Весь следующий день провел дома, выйдя лишь пару раз по необходимости. Половина лица по-прежнему была изрядно опухшей, но боль так и не пришла, что удивительно. Не испытывать никакой боли после сложного удаления коренного зуба многого стоит. Но вот на третий день когда припухлость существенно спала, я уже вовсю занимался делами, для начала поехав в Арамболь, откуда пешком вернулся в Керим. На сей раз мне захотелось проведать ту тропу, которой частенько ходил летом, во время муссонов. Она начинается за огородами местных жителей и ведет а горный склон, затем надо идти некоторое время по плато, до одиноко стоящего молодого баньяна с храмиком Шивы и спускаться в Кериму с другой стороны горы. Эта затея показалась мне очень удачной, но действительность оказалась несколько отличной от моих ожиданий.
Тропа практически полностью заросла, ею давно никто не пользуется, и мне стоило немалых усилий забраться наверх по горному склону, поросшему непреодолимыми колючими кустами и лианами. Я постоянно терял тропу, она то появлялась, то исчезала, выводя на крохотные террасы, используемые местными жителями для выращивания риса. Куда идти дальше — непонятно, все время натыкался на джунгли, патяося пробираться через кустарник, но поворачивал обратно. В тело впивались острые ядовитые шипы от вьющихся поасюду лиан. Они слегка загнуты на конце, накрепко пронкают глубоко в кожу и остаются в ней.
По своему опыту знаю — если сразу не удалить эти крючки, быстро возникает воспаление, потому всякий раз останавливался, выковыривал из своих рук и ног накрепко вцепившиеся колючки. Все же, мне удалось в конечном счёте отыскать тропу и выбраться наверх, где все плато заросло высокой травой, после муссонов она полностью высохла и, разумеется, цеплялась своими длинными, острыми семенами за одежду. Пока шел до грунтовой дороги, оказался по колено в семенах, наносящих уколы в тело через одежду. В тени баньяна я долго сидел, выдирая из себя колючки, это место значительно изменилось со времён муссонов, но волшебная энергетика его оставалась прежней.

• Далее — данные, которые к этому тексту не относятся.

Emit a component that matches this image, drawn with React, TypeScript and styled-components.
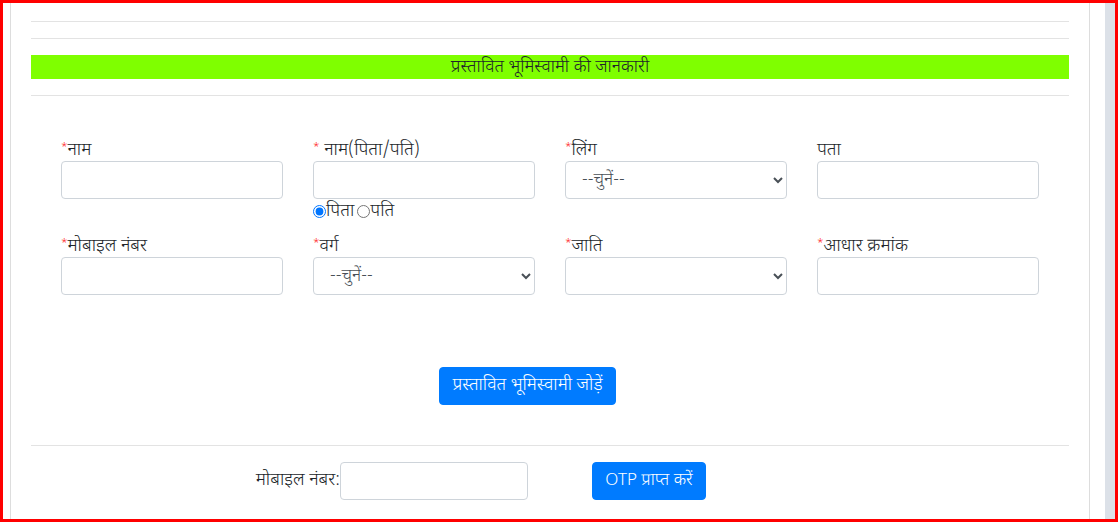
import React from "react";
import styled, { createGlobalStyle } from "styled-components";

const GlobalStyle = createGlobalStyle`
  html, body { margin: 0; padding: 0; background: #fff; }
  body {
    font-family: "Noto Sans Devanagari", "Noto Sans", "Liberation Sans", sans-serif;
    color: #212529;
    font-size: 18px;
    line-height: 24px;
  }
  * { box-sizing: border-box; }
`;

const Frame = styled.div`
  width: 1118px;
  height: 522px;
  border: 3px solid #ff0000;
  display: flex;
  overflow: hidden;
  background: #fff;
`;

const LeftGutter = styled.div`
  width: 7px;
  flex: none;
`;

const Main = styled.main`
  width: 1080px;
  flex: none;
  border-left: 1px solid #dddddd;
  border-right: 1px solid #dddddd;
  padding: 0 20px;
  display: flex;
  flex-direction: column;
`;

const RightGap = styled.div`
  width: 15px;
  flex: none;
`;

const Track = styled.div`
  width: 10px;
  flex: none;
  background: #dce1e8;
`;

const Rule = styled.hr<{ $top: number }>`
  margin: ${(p) => p.$top}px 0 0;
  border: 0;
  border-top: 1px solid #e3e3e3;
  height: 0;
`;

const Banner = styled.div`
  margin-top: 16px;
  height: 24px;
  background: #7fff00;
  text-align: center;
  font-size: 17.6px;
  line-height: 26px;
  color: #212529;
  font-weight: 350;
  white-space: nowrap;
  overflow: hidden;
`;

const FormGrid = styled.div`
  margin-top: 41px;
  padding-left: 30px;
  display: grid;
  grid-template-columns: repeat(4, 222px);
  column-gap: 30px;
  row-gap: 10px;
  align-items: start;
`;

const Field = styled.div`
  display: flex;
  flex-direction: column;
`;

const Label = styled.label`
  font-size: 18px;
  line-height: 27px;
  height: 24px;
  white-space: nowrap;
  font-weight: 350;
`;

const Star = styled.span`
  color: #ff0000;
  font-size: 11px;
  vertical-align: top;
  line-height: 20px;
`;

const TextInput = styled.input<{ $w?: number }>`
  width: ${(p) => (p.$w ? `${p.$w}px` : "100%")};
  height: 38px;
  border: 1px solid #ced4da;
  border-radius: 4px;
  padding: 6px 12px;
  font-size: 16px;
  color: #495057;
  background: #fff;
  outline: none;
  margin: 0;
`;

const Select = styled.select`
  width: 100%;
  height: 38px;
  border: 1px solid #ced4da;
  border-radius: 4px;
  padding: 6px 8px 6px 12px;
  font-size: 17.5px;
  font-weight: 350;
  font-family: inherit;
  color: #495057;
  background: #fff;
  outline: none;
  margin: 0;
`;

const RadioRow = styled.div`
  display: flex;
  align-items: center;
  height: 24px;
  font-size: 18px;
  font-weight: 350;
  line-height: 27px;
`;

const Radio = styled.input<{ $gap?: number }>`
  margin: 0 0 0 ${(p) => p.$gap ?? 0}px;
  width: 13px;
  height: 13px;
`;

const ButtonRow = styled.div<{ $pad: number; $top: number }>`
  margin-top: ${(p) => p.$top}px;
  padding-left: ${(p) => p.$pad}px;
  display: flex;
  align-items: center;
`;

const PrimaryButton = styled.button<{ $w: number; $size?: number }>`
  width: ${(p) => p.$w}px;
  height: 38px;
  background: #007bff;
  border: 1px solid #007bff;
  border-radius: 4px;
  color: #fff;
  font-family: inherit;
  font-size: ${(p) => p.$size ?? 17.8}px;
  font-weight: 350;
  line-height: 26px;
  padding: 0;
  white-space: nowrap;
`;

const OtpRow = styled.div`
  margin-top: 16px;
  padding-left: 214px;
  display: flex;
  align-items: center;
`;

const InlineLabel = styled.span`
  font-size: 18px;
  font-weight: 350;
  line-height: 26px;
  width: 95px;
  text-align: right;
  white-space: nowrap;
`;

const Spacer = styled.div<{ $w: number }>`
  width: ${(p) => p.$w}px;
  flex: none;
`;

type FieldDef = {
  label: string;
  required?: boolean;
  spaced?: boolean;
  kind: "input" | "select";
  placeholderOption?: string;
  radios?: boolean;
};

const fields: FieldDef[] = [
  { label: "नाम", required: true, kind: "input" },
  { label: "नाम(पिता/पति)", required: true, spaced: true, kind: "input", radios: true },
  { label: "लिंग", required: true, kind: "select", placeholderOption: "--चुनें--" },
  { label: "पता", kind: "input" },
  { label: "मोबाइल नंबर", required: true, kind: "input" },
  { label: "वर्ग", required: true, kind: "select", placeholderOption: "--चुनें--" },
  { label: "जाति", required: true, kind: "select", placeholderOption: "" },
  { label: "आधार क्रमांक", required: true, kind: "input" },
];

export default function App() {
  return (
    <>
      <GlobalStyle />
      <Frame>
        <LeftGutter />
        <Main>
          <Rule $top={18} />
          <Rule $top={16} />
          <Banner>प्रस्तावित भूमिस्वामी की जानकारी</Banner>
          <Rule $top={16} />
          <FormGrid>
            {fields.map((f, i) => (
              <Field key={i}>
                <Label>
                  {f.required && <Star>*</Star>}
                  {f.spaced ? " " : ""}
                  {f.label}
                </Label>
                {f.kind === "input" ? (
                  <TextInput type="text" />
                ) : (
                  <Select defaultValue="0">
                    <option value="0">{f.placeholderOption}</option>
                  </Select>
                )}
                {f.radios && (
                  <RadioRow>
                    <Radio type="radio" name="rel" defaultChecked />
                    पिता
                    <Radio type="radio" name="rel" $gap={3} />
                    पति
                  </RadioRow>
                )}
              </Field>
            ))}
          </FormGrid>
          <ButtonRow $pad={408} $top={72}>
            <PrimaryButton $w={177}>प्रस्तावित भूमिस्वामी जोड़ें</PrimaryButton>
          </ButtonRow>
          <Rule $top={40} />
          <OtpRow>
            <InlineLabel>मोबाइल नंबर:</InlineLabel>
            <TextInput type="text" $w={188} />
            <Spacer $w={64} />
            <PrimaryButton $w={114} $size={17}>
              OTP प्राप्त करें
            </PrimaryButton>
          </OtpRow>
        </Main>
        <RightGap />
        <Track />
      </Frame>
    </>
  );
}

Храмик все так же стоит подле священного дерева, к урохотному дверному проёму его приставлена металлическая решетка, наверное, от коров чтобы не забирались внутрь. Впрочем, он настолько маленький, что в нем поместится лишь треть коровы. Вскоре я уже шел по ковру из высохшей травы в сторону горного спуска к Кериму. Вторая остановка на избавление от колючек — под взрослым баньяновым деревом, у начала тропы, ведущей вниз. Она, кстати, тоже порядком заросла, коровы перестали ходить наверх потому что вся свежая трава на нем высохла, былого сочного разнотравья больше нет. А кроме рогатых священных индийских коров да одиноких путников типа меня туда больше никто и не ходит.